Mais là n’est pas l’essentiel. Au-delà des mises en scène, on assiste surtout à la construction d’une nouvelle hiérarchie des voies d’excellence. Révélateur est le souci du président de s’entourer des meilleurs : caciques de l’Ena, prodiges d’Hec, mais aussi sélectionneur de l’équipe de France de rugby ou ancienne gloire de la gauche. Autant que l’anti-intellectualisme, c’est cette indistinction dans les critères de sélection qui frappe. Certes, il est socialement préférable (les chiffres d’inscription en classes préparatoires l’attestent) de suivre une filière économique ou scientifique plutôt que de persister dans des études littéraires. Mais surtout, désormais, le critère d’appartenance à l’élite, pour les Français comme pour leur président, est la médiatisation3. Pour être crédité d’un savoir, il faut déjà être connu, ce qui explique sans doute la substitution du people à l’intellectuel dans l’art du commentaire médiatique.
L’intellectuel que l’on revendique ne pas être n’est donc pas l’intellectuel en général, c’est d’abord le loser invétéré qui ne sait pas élever ses idées au rang de l’utile. Sur un plateau de télévision comme à l’Élysée, toutes les idées sont bienvenues à la condition d’être immédiatement praticables, ce qui suppose encore qu’elles soient simples. Or, l’intellectuel que l’on déprécie est celui pour qui tout est « compliqué » et qui éprouve quelque scrupule à voir ses théories mises en œuvre au pas de charge. Celui-là se verra refuser son ultime argument qui est que le monde lui-même est complexe : c’est bien parce qu’il l’est que l’on a besoin, en politique, d’idées compréhensibles par tous, c’est-à-dire de quelques valeurs consensuelles. D’où le soin mis dans l’affichage des traités « simplifiés » qui ont peu de chance, pourtant, d’être compris même par les « intellectuels », tant les procédures sont subtiles et les dérogations nombreuses. Mais il importe surtout que, par les seules vertus du marketing, un traité « simplifié » sur l’Europe passe mieux qu’une constitution, cette usine à gaz pour théoriciens anachroniques.
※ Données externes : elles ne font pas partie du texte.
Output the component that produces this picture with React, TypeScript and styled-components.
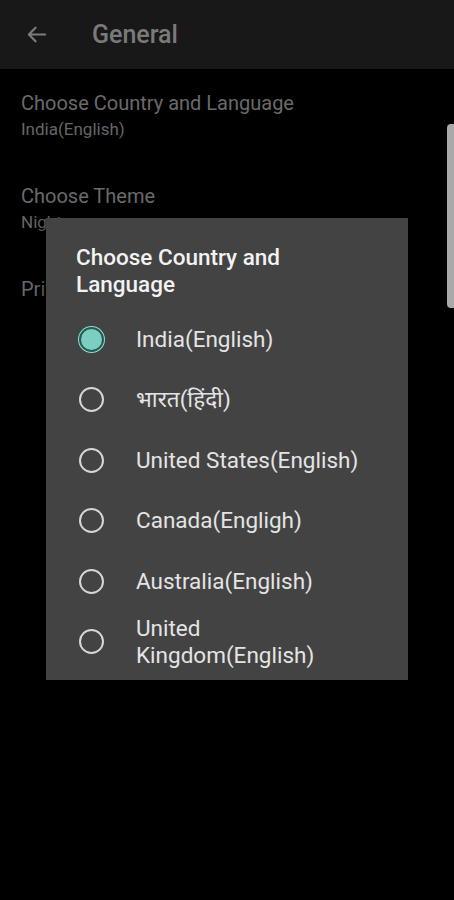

« Je ne suis pas un intellectuel », voilà donc un aveu ironique qui rassemblera à peu de frais tous ceux qui ont décidé de marcher main dans la main avec le monde tel qu’il va. Les autres auront sans doute la tentation de céder à la déploration : normaliens sans poste, économistes éconduits, historiens victimes du culte de la mémoire … À moins que le divorce entre le pouvoir et « ses » intellectuels n’ouvre la voix à une nouvelle modalité de la critique qui gagne en lucidité ce qu’elle perd en reconnaissance publique.
- 1.
La ministre de la Culture a récemment encore rappelé l’urgence de « faire entrer les artistes à l’école », une manière de développer la créativité des enfants tout en conférant une fonction sociale utile aux intermittents du spectacle.
- 2.
Voir l’article de Matthias Leridon, « France 2006 : où sont passées les élites ? », dans l’État de l’opinion, Paris, Le Seuil, 2006, p. 121-139.
- 3.
Pour 73 % des Français, le passage à la télévision est le signe le plus sûr d’appartenance à la France d’en haut (dans M. Leridon, « France 2006 … », art. cité). Un média dont il faut noter, ce qui n’est pas rassurant pour nos nouvelles élites, qu’il est en même temps le moins crédible aux yeux de l’opinion.